> [Brief]:
Write out the material exactly, with the pictures left out.

########

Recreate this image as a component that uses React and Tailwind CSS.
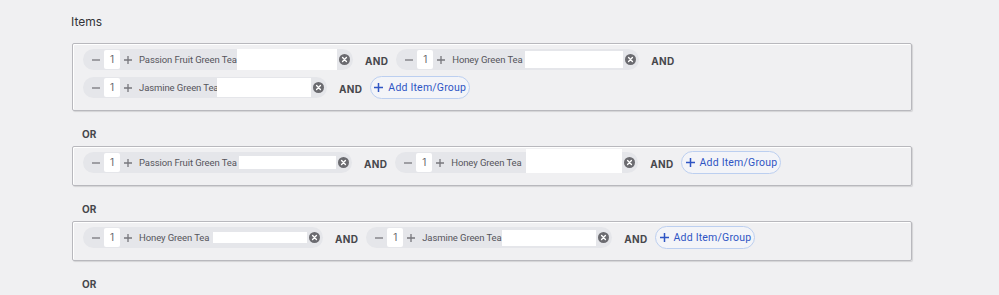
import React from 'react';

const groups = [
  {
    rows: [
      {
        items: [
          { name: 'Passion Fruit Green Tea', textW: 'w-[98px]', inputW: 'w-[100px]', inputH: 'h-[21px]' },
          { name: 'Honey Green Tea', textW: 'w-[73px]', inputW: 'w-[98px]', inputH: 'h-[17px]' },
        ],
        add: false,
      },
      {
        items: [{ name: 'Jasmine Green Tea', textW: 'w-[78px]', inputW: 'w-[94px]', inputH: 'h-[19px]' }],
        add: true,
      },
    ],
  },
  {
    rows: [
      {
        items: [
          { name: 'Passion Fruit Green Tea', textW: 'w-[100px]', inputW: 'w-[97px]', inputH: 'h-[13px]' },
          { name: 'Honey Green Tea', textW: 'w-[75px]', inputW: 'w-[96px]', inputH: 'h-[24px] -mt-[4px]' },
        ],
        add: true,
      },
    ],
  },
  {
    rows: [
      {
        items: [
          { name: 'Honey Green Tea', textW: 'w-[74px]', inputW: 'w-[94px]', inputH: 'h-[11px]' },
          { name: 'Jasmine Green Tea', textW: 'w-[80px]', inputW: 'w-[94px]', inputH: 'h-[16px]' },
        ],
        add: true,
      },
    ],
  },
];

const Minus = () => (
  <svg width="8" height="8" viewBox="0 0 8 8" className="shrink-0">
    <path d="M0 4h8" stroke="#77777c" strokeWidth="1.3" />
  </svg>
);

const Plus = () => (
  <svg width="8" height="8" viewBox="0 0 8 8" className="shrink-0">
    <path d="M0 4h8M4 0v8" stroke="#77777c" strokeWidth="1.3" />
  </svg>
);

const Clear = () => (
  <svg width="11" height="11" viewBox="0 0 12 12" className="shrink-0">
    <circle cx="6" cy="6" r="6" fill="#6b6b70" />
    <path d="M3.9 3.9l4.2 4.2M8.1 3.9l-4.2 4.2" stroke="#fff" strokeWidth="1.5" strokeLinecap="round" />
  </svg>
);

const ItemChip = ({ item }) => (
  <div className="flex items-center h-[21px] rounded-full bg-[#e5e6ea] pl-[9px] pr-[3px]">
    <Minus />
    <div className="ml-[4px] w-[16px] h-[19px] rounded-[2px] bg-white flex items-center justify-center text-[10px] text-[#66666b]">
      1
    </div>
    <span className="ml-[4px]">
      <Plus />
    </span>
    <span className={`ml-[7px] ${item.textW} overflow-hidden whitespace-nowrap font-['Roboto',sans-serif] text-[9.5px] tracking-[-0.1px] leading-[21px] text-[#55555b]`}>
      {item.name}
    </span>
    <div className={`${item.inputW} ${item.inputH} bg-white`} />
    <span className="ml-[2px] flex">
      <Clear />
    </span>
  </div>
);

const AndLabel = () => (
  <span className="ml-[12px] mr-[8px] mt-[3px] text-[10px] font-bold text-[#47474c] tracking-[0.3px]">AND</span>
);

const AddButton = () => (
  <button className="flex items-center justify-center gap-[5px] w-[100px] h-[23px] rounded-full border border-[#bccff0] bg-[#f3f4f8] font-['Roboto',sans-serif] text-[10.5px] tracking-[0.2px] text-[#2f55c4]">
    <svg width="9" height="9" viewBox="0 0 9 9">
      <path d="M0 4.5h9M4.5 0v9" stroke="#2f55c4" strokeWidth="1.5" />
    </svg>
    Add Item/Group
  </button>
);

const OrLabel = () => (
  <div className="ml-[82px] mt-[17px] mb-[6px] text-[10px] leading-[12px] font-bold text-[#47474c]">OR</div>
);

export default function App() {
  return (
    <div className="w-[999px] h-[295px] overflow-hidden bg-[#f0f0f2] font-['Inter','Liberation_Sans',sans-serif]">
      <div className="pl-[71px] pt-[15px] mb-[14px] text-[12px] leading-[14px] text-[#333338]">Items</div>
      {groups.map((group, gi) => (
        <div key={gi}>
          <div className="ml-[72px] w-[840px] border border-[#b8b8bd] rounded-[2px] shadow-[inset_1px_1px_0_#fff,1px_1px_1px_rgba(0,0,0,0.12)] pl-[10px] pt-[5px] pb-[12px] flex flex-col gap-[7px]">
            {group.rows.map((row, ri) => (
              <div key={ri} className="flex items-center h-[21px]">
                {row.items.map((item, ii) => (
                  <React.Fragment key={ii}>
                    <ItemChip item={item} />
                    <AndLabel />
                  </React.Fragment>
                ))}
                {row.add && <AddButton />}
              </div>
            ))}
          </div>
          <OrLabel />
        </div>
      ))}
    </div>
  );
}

########

> [Task solution]:
Recreate this image as a component that uses React and Tailwind CSS.
import React from 'react';

const groups = [
  {
    rows: [
      {
        items: [
          { name: 'Passion Fruit Green Tea', textW: 'w-[98px]', inputW: 'w-[100px]', inputH: 'h-[21px]' },
          { name: 'Honey Green Tea', textW: 'w-[73px]', inputW: 'w-[98px]', inputH: 'h-[17px]' },
        ],
        add: false,
      },
      {
        items: [{ name: 'Jasmine Green Tea', textW: 'w-[78px]', inputW: 'w-[94px]', inputH: 'h-[19px]' }],
        add: true,
      },
    ],
  },
  {
    rows: [
      {
        items: [
          { name: 'Passion Fruit Green Tea', textW: 'w-[100px]', inputW: 'w-[97px]', inputH: 'h-[13px]' },
          { name: 'Honey Green Tea', textW: 'w-[75px]', inputW: 'w-[96px]', inputH: 'h-[24px] -mt-[4px]' },
        ],
        add: true,
      },
    ],
  },
  {
    rows: [
      {
        items: [
          { name: 'Honey Green Tea', textW: 'w-[74px]', inputW: 'w-[94px]', inputH: 'h-[11px]' },
          { name: 'Jasmine Green Tea', textW: 'w-[80px]', inputW: 'w-[94px]', inputH: 'h-[16px]' },
        ],
        add: true,
      },
    ],
  },
];

const Minus = () => (
  <svg width="8" height="8" viewBox="0 0 8 8" className="shrink-0">
    <path d="M0 4h8" stroke="#77777c" strokeWidth="1.3" />
  </svg>
);

const Plus = () => (
  <svg width="8" height="8" viewBox="0 0 8 8" className="shrink-0">
    <path d="M0 4h8M4 0v8" stroke="#77777c" strokeWidth="1.3" />
  </svg>
);

const Clear = () => (
  <svg width="11" height="11" viewBox="0 0 12 12" className="shrink-0">
    <circle cx="6" cy="6" r="6" fill="#6b6b70" />
    <path d="M3.9 3.9l4.2 4.2M8.1 3.9l-4.2 4.2" stroke="#fff" strokeWidth="1.5" strokeLinecap="round" />
  </svg>
);

const ItemChip = ({ item }) => (
  <div className="flex items-center h-[21px] rounded-full bg-[#e5e6ea] pl-[9px] pr-[3px]">
    <Minus />
    <div className="ml-[4px] w-[16px] h-[19px] rounded-[2px] bg-white flex items-center justify-center text-[10px] text-[#66666b]">
      1
    </div>
    <span className="ml-[4px]">
      <Plus />
    </span>
    <span className={`ml-[7px] ${item.textW} overflow-hidden whitespace-nowrap font-['Roboto',sans-serif] text-[9.5px] tracking-[-0.1px] leading-[21px] text-[#55555b]`}>
      {item.name}
    </span>
    <div className={`${item.inputW} ${item.inputH} bg-white`} />
    <span className="ml-[2px] flex">
      <Clear />
    </span>
  </div>
);

const AndLabel = () => (
  <span className="ml-[12px] mr-[8px] mt-[3px] text-[10px] font-bold text-[#47474c] tracking-[0.3px]">AND</span>
);

const AddButton = () => (
  <button className="flex items-center justify-center gap-[5px] w-[100px] h-[23px] rounded-full border border-[#bccff0] bg-[#f3f4f8] font-['Roboto',sans-serif] text-[10.5px] tracking-[0.2px] text-[#2f55c4]">
    <svg width="9" height="9" viewBox="0 0 9 9">
      <path d="M0 4.5h9M4.5 0v9" stroke="#2f55c4" strokeWidth="1.5" />
    </svg>
    Add Item/Group
  </button>
);

const OrLabel = () => (
  <div className="ml-[82px] mt-[17px] mb-[6px] text-[10px] leading-[12px] font-bold text-[#47474c]">OR</div>
);

export default function App() {
  return (
    <div className="w-[999px] h-[295px] overflow-hidden bg-[#f0f0f2] font-['Inter','Liberation_Sans',sans-serif]">
      <div className="pl-[71px] pt-[15px] mb-[14px] text-[12px] leading-[14px] text-[#333338]">Items</div>
      {groups.map((group, gi) => (
        <div key={gi}>
          <div className="ml-[72px] w-[840px] border border-[#b8b8bd] rounded-[2px] shadow-[inset_1px_1px_0_#fff,1px_1px_1px_rgba(0,0,0,0.12)] pl-[10px] pt-[5px] pb-[12px] flex flex-col gap-[7px]">
            {group.rows.map((row, ri) => (
              <div key={ri} className="flex items-center h-[21px]">
                {row.items.map((item, ii) => (
                  <React.Fragment key={ii}>
                    <ItemChip item={item} />
                    <AndLabel />
                  </React.Fragment>
                ))}
                {row.add && <AddButton />}
              </div>
            ))}
          </div>
          <OrLabel />
        </div>
      ))}
    </div>
  );
}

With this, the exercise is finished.